Gov. Peter Shumlin announced a proposal today to make the pensions of public employees subject to forfeiture if they are convicted of fraud, embezzlement or other financial crimes.
Under current law, the state can withdraw money from a public employee’s pension to correct for inflated hours or other types of fraud but it cannot order restitution beyond that amount. Under Shumlin’s proposal, which was drafted with input from the Vermont Attorney General’s Office and the Treasurer’s Office, the pensions of state and municipal employees and teachers would no longer be impervious to confiscation.
Shumlin told reporters at one of three scheduled press conferences this week that the point of the proposal is to ensure that “If you rip off the public … the judge has the discretion to order those dollars to be repaid to the state, or some portion of them.”
State Treasurer Beth Pearce said, “For me, the bottom line is taxpayers should not have to pay for retirement benefits for a public official that has violated the public trust through acts of fraud or embezzlement.”
The proposal was prompted by the case of Vermont State Police Sgt. James Deeghan, who is pleading innocent to two felony charges for committing timesheet fraud to the tune of about $139,000. The legislation, however, would be prospective, so it would not apply to the Deeghan case or other pending or past cases.
“I think it is a good tool to have,” said Chittenden County State’s Attorney TJ Donovan, the prosecutor for the Deeghan case. Donovan declined to comment on what measures he would take to obtain retribution from Deeghan, but he said, “Reimbursement and restitution is an issue that we are taking very seriously.”
When making a decision about pension forfeiture, a judge would weigh a handful of factors including the scale of the crime, the degree to which public trust was betrayed, and the number of unimplicated family members dependent upon the pension.
Shumlin told reporters that the proposal has solid support from the state’s unions, and, to prove the point, he brought along Michael O’Neil, head of the Vermont Troopers Association, the union for state police officers, as well as representatives from the Vermont National Education Association and other unions, to the press conference.
Rep. William Lippert, D-Hinesburg, and Sen. Richard Sears, D-North Bennington, chairs of the House and Senate Judiciary committees, respectively, have pledged to take up the pension reform legislation early on in the upcoming session.

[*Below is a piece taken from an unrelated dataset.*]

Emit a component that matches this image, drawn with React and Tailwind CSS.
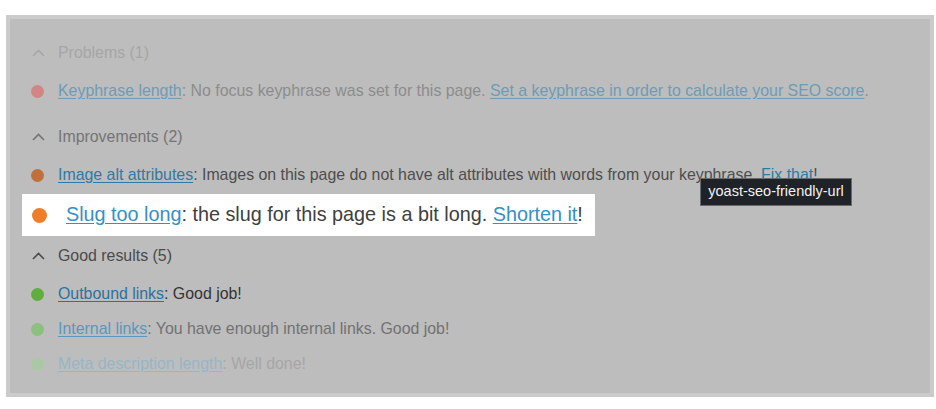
import React from "react";

const Chevron = ({ color }) => (
  <svg width="13" height="8" viewBox="0 0 13 8" className="shrink-0">
    <polyline points="1,7 6.5,1.5 12,7" fill="none" stroke={color} strokeWidth="1.6" />
  </svg>
);

const Header = ({ label, color, className }) => (
  <div className={"flex h-[24px] items-center pl-[22px] " + className}>
    <Chevron color={color} />
    <span className="ml-[13px]" style={{ color }}>
      {label}
    </span>
  </div>
);

const Row = ({ dot, link, linkColor, textColor, children, className }) => (
  <div className={"flex h-[24px] items-center whitespace-nowrap pl-[21px] " + className}>
    <span className="h-[13px] w-[13px] shrink-0 rounded-full" style={{ background: dot }} />
    <span className="ml-[14px]" style={{ color: textColor }}>
      <a className="underline underline-offset-2" style={{ color: linkColor }}>
        {link}
      </a>
      {children}
    </span>
  </div>
);

export default function App() {
  return (
    <div className="h-[409px] w-[936px] bg-white pt-[15px] pl-[6px] font-['Liberation_Sans',Arial,sans-serif] text-[15.9px]">
      <div className="relative h-[382px] w-[928px] overflow-hidden border-4 border-[#cbcbcb] bg-[#bdbdbd]">
        <div className="flex flex-col pt-[22px]">
          <Header label="Problems (1)" color="#a6a6a6" />
          <Row
            className="mt-[14px]"
            dot="#d28585"
            link="Keyphrase length"
            linkColor="#6e9bb6"
            textColor="#8c8c8c"
          >
            : No focus keyphrase was set for this page.{" "}
            <a className="underline underline-offset-2" style={{ color: "#6e9bb6" }}>
              Set a keyphrase in order to calculate your SEO score
            </a>
            .
          </Row>

          <Header className="mt-[22px]" label="Improvements (2)" color="#747474" />
          <Row
            className="mt-[14px]"
            dot="#c0703a"
            link="Image alt attributes"
            linkColor="#2f79a4"
            textColor="#4d4d4d"
          >
            : Images on this page do not have alt attributes with words from your keyphrase.{" "}
            <a className="underline underline-offset-2" style={{ color: "#2f79a4" }}>
              Fix that
            </a>
            !
          </Row>

          <div className="mt-[7px] ml-[12px] flex h-[42px] w-[573px] items-center whitespace-nowrap bg-white pl-[10px] text-[19.8px]">
            <span className="h-[15px] w-[15px] shrink-0 rounded-full bg-[#ee7e2c]" />
            <span className="ml-[19px] text-[#404040]">
              <a className="text-[#3490c6] underline underline-offset-2">Slug too long</a>: the slug for
              this page is a bit long.{" "}
              <a className="text-[#3490c6] underline underline-offset-2">Shorten it</a>!
            </span>
          </div>

          <Header className="mt-[8px]" label="Good results (5)" color="#4a4a4a" />
          <Row
            className="mt-[14px]"
            dot="#5fae3e"
            link="Outbound links"
            linkColor="#2b72a0"
            textColor="#333333"
          >
            : Good job!
          </Row>
          <Row
            className="mt-[11px]"
            dot="#8dbf7e"
            link="Internal links"
            linkColor="#5a97bb"
            textColor="#727272"
          >
            : You have enough internal links. Good job!
          </Row>
          <Row
            className="mt-[11px]"
            dot="#abc8a5"
            link="Meta description length"
            linkColor="#98b5c5"
            textColor="#a6a6a6"
          >
            : Well done!
          </Row>
        </div>

        <div className="absolute top-[159px] left-[690px] flex h-[28px] w-[152px] items-center justify-center border border-[#6a6a6a] bg-[#1f2226] text-[14.5px] text-[#f2f2f2]">
          yoast-seo-friendly-url
        </div>
      </div>
    </div>
  );
}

Shumlin said the state’s audits have not revealed any other instances of timesheet fraud, substantiating his hunch that the Deeghan case “was an isolated instance of fraud.” But, the governor added, the case was a wake-up call to the state that it needs to have recourse to recoup taxpayer dollars when financial crimes do occur.
Department of Public Safety Commissioner Keith Flynn updated reporters on the steps his department has taken to reform their payroll procedures in the wake of the Deeghan case.
• The department conducted a three-month internal audit of all Vermont State Police timesheets, followed by a six-month audit of timesheets at the Williston barracks, where Deeghan was based.
• A supervisor must approve all timesheets, verifying their accuracy through review of radio logs. (Deeghan has been accused of signing his timesheets, acting as his own supervisor.)
• There will be an automatic review of timesheets whenever an individual’s overtime hours exceeds 20 hours during a single pay period.
• At least one lieutenant in both the northern and southern regions of the state will now work during the night shifts, which, Flynn said, will provide greater oversight of overtime decisions.
Secretary of Administration Jeb Spaulding said an external forensics audit commissioned by the state Auditor’s Office is due out within the month.